> [Task to complete]: List each line holding the string "screenshot".

Stored dataset items
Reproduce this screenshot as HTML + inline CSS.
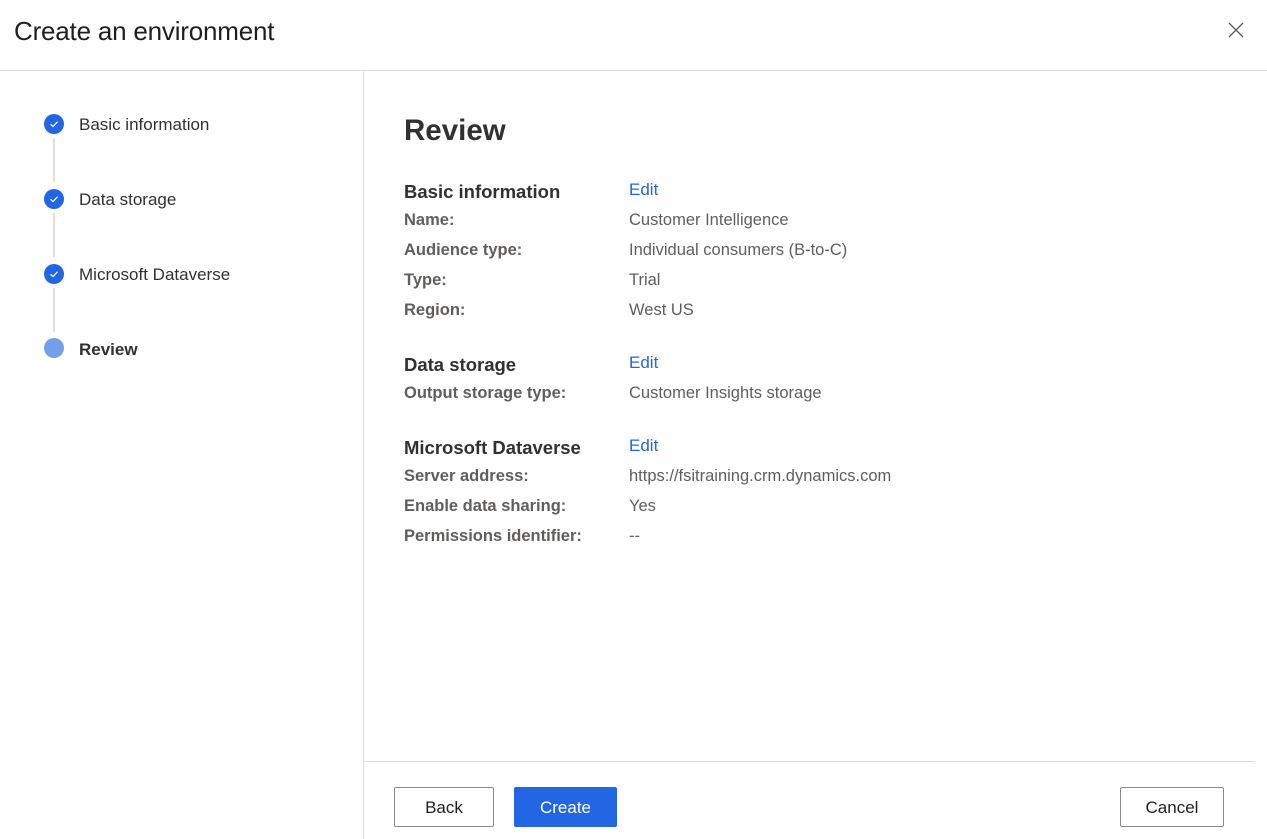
<!DOCTYPE html>
<html><head><meta charset="utf-8"><style>
*{margin:0;padding:0;box-sizing:border-box}
body{width:1267px;height:839px;background:#fff;font-family:"Liberation Sans",sans-serif;color:#323130;position:relative;overflow:hidden}
.a{position:absolute;white-space:nowrap}
h1{position:absolute;left:14px;top:16px;font-size:26px;font-weight:normal;color:#201f1e;letter-spacing:-0.2px}
.hl{position:absolute;left:0;top:70px;width:1267px;height:1px;background:#e1dfdd}
.vl{position:absolute;left:363px;top:71px;width:1px;height:768px;background:#e1dfdd}
.fl{position:absolute;left:364px;top:761px;width:891px;height:1px;background:#e1dfdd}
.dot{position:absolute;left:44px;width:20px;height:20px;border-radius:50%;background:#2266e3}
.conn{position:absolute;left:53px;width:2px;height:44px;background:#e1dfdd}
.step{position:absolute;left:79px;font-size:17px;color:#323130;margin-top:1px}
.lab{position:absolute;left:404px;font-size:16.5px;font-weight:bold;color:#605e5c;margin-top:1px}
.val{position:absolute;left:629px;font-size:16.5px;color:#605e5c;margin-top:1px}
.sec{position:absolute;left:404px;font-size:18.5px;font-weight:bold;color:#323130;margin-top:1px}
.edit{position:absolute;left:629px;font-size:17px;color:#2266e3;margin-top:1px}
.btn{position:absolute;top:787px;height:40px;border:1px solid #8a8886;border-radius:2px;font-size:17px;display:flex;align-items:center;justify-content:center;background:#fff;color:#201f1e;padding-top:2px}
</style></head><body>
<h1>Create an environment</h1>
<svg class="a" style="left:1228px;top:22px" width="16" height="16" viewBox="0 0 16 16"><path d="M1 1L15 15M15 1L1 15" stroke="#605e5c" stroke-width="1.3"/></svg>
<div class="hl"></div><div class="vl"></div><div class="fl"></div>

<div class="dot" style="top:114px"></div><svg class="a" style="left:48px;top:118px" width="12" height="12" viewBox="0 0 12 12"><path d="M2.5 6.2L5 8.5L9.5 3.8" stroke="#fff" stroke-width="1.2" fill="none"/></svg>
<div class="conn" style="top:138px"></div>
<div class="dot" style="top:189px"></div><svg class="a" style="left:48px;top:193px" width="12" height="12" viewBox="0 0 12 12"><path d="M2.5 6.2L5 8.5L9.5 3.8" stroke="#fff" stroke-width="1.2" fill="none"/></svg>
<div class="conn" style="top:213px"></div>
<div class="dot" style="top:264px"></div><svg class="a" style="left:48px;top:268px" width="12" height="12" viewBox="0 0 12 12"><path d="M2.5 6.2L5 8.5L9.5 3.8" stroke="#fff" stroke-width="1.2" fill="none"/></svg>
<div class="conn" style="top:288px"></div>
<div class="dot" style="top:338px;background:#739fe9"></div>
<div class="step" style="top:114px">Basic information</div>
<div class="step" style="top:189px">Data storage</div>
<div class="step" style="top:264px">Microsoft Dataverse</div>
<div class="step" style="top:339px;font-weight:bold">Review</div>

<div class="a" style="left:404px;top:114px;font-size:29.5px;font-weight:bold;color:#323130">Review</div>

<div class="sec" style="top:180px">Basic information</div><div class="edit" style="top:179px">Edit</div>
<div class="lab" style="top:210px">Name:</div><div class="val" style="top:210px">Customer Intelligence</div>
<div class="lab" style="top:240px">Audience type:</div><div class="val" style="top:240px">Individual consumers (B-to-C)</div>
<div class="lab" style="top:270px">Type:</div><div class="val" style="top:270px">Trial</div>
<div class="lab" style="top:300px">Region:</div><div class="val" style="top:300px">West US</div>

<div class="sec" style="top:353px">Data storage</div><div class="edit" style="top:352px">Edit</div>
<div class="lab" style="top:383px">Output storage type:</div><div class="val" style="top:383px">Customer Insights storage</div>

<div class="sec" style="top:436px">Microsoft Dataverse</div><div class="edit" style="top:435px">Edit</div>
<div class="lab" style="top:466px">Server address:</div><div class="val" style="top:466px">https://fsitraining.crm.dynamics.com</div>
<div class="lab" style="top:496px">Enable data sharing:</div><div class="val" style="top:496px">Yes</div>
<div class="lab" style="top:526px">Permissions identifier:</div><div class="val" style="top:526px">--</div>

<div class="btn" style="left:394px;width:100px">Back</div>
<div class="btn" style="left:514px;width:103px;background:#2266e3;border-color:#2266e3;color:#fff">Create</div>
<div class="btn" style="left:1120px;width:104px">Cancel</div>
</body></html>
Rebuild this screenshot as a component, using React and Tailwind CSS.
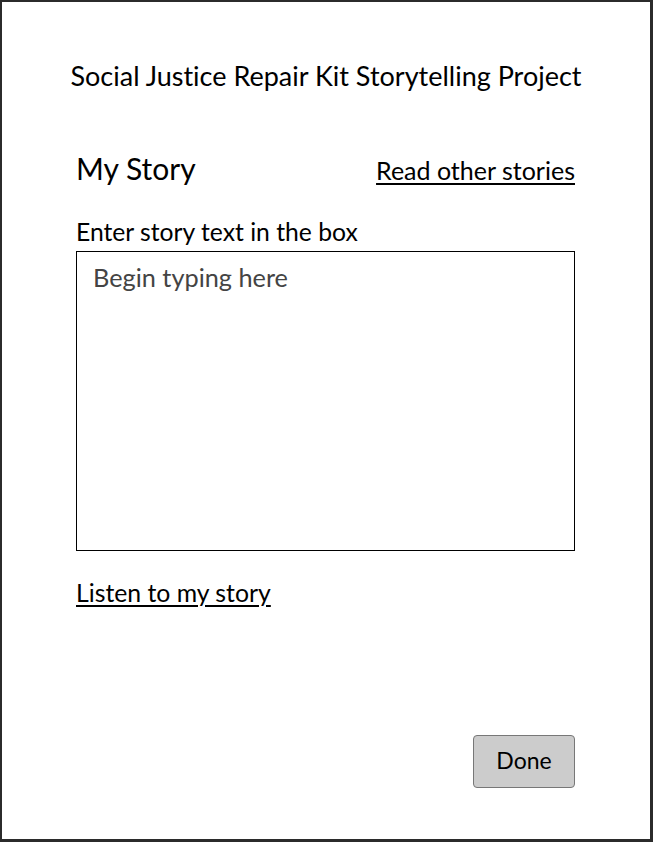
import React from "react";

const FONT = { fontFamily: "Lato, 'Open Sans', sans-serif", fontVariantLigatures: "none" };

export default function App() {
  return (
    <div
      style={FONT}
      className="w-[653px] h-[842px] bg-white text-black flex flex-col border-t-2 border-l-2 border-r-[3px] border-b-[3px] border-[#2b2b2b]"
    >
      {/* Header */}
      <h1 className="mt-[58px] text-center text-[27px] leading-[32px] font-normal">
        Social Justice Repair Kit Storytelling Project
      </h1>

      <div className="pl-[74px] pr-[75px] flex flex-col flex-1">
        <div className="mt-[60px] flex items-center justify-between h-[36px]">
          <h2 className="-mt-[4px] text-[30px] leading-[36px] font-normal">My Story</h2>
          <a href="#" className="text-[25px] leading-[30px] underline underline-offset-[3px]">
            Read other stories
          </a>
        </div>

        <label className="mt-[29px] text-[24.7px] leading-[30px]">Enter story text in the box</label>
        <textarea
          style={FONT}
          placeholder="Begin typing here"
          className="mt-[4px] h-[300px] w-full resize-none border border-black pl-[16px] pt-[10px] text-[25.3px] leading-[30px] outline-none placeholder:text-[#444]"
        />

        <a href="#" className="mt-[27px] self-start text-[24.8px] leading-[30px] underline underline-offset-[3px]">
          Listen to my story
        </a>

        <div className="flex-1" />
        <div className="flex justify-end mb-[51px]">
          <button className="w-[102px] h-[53px] rounded-[4px] bg-[#cccccc] border border-[#777] text-[23px] pb-[2px]">
            Done
          </button>
        </div>
      </div>
    </div>
  );
}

> [In response]:
Reproduce this screenshot as HTML + inline CSS.
Rebuild this screenshot as a component, using React and Tailwind CSS.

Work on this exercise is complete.